Are Bang and Olufsen turntables any good?


Hello all,

I've re-dedicated myself to 2 channel audio, tubes and everything.
Way way back I bought a B&O Beogram 1700 turntable.
Before I use it in my new system I'd like to know your thoughts.
I KNOW THERE ARE BETTER TURNTABLES OUT THERE, but I have this one.
Years ago I heard a malicious rumor that B&O turntables actually damage the vinyl played on them irreparably.
Any truth to this? If so I'm in BIG trouble.
Thanking you in advance.
PS: I've still got my original discwasher system complete with working Zerostat. Any good?
rhanechak
I've never heard anything about B&O tables damaging vinyl.

You can get new cartridges for the B&O mount from Soundsmith. The Soundsmith cartridges have been very well received.

Of course there are better tables, but I think it would be fine for getting back into vinyl. You should probably get yourself a strobe disc to check the speed, and may also need a new belt (about $30).

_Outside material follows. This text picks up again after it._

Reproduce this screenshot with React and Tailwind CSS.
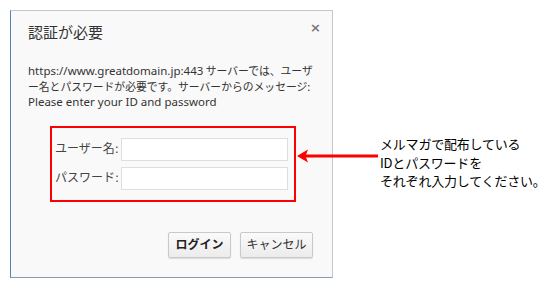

http://www.beocentral.com/products/bg1700
b&o put more r&d into their tables than many of todays so called high end models, and with anew cartridge, they sound great. they are not 'tall' however, so there are sceptics.
I'd put a good matching cartridge in the beast as indicated by others and go with it. I suspect it will do quite well.
I'm using a Beogram 4500 with built in phono preamp and MMC-2 cartridge. Like jaybo says not as tall as some of todays models, but can hold it's own sonically. Pretty well engineered. According to Peter at Soundsmith the phono preamp design was well executed within the context of what was available during that time period and having to fit within a small foot print.
I worked at a store that sold B&O and we had a linear tracking Beogram as one of our source components, along with a Marantz 6300 with Fidelity Research MC cart w/Supex step-up transformer.

The B&O was pretty good and presented the meat of the music pretty well, but it's a bit light in the bass extension and rhythmic slam department as I remember them, especially next to a good DD turntable of the day. Their cartridges and Soundsmith's recreations of them are very good, and they don't hurt the records.

If you got a new Soundsmith cart for your B&O and later decided to upgrade the TT, I would think you could get a Soundsmith adapter to enable mounting the B&O style cart in a standard 1/2" spaced headshell.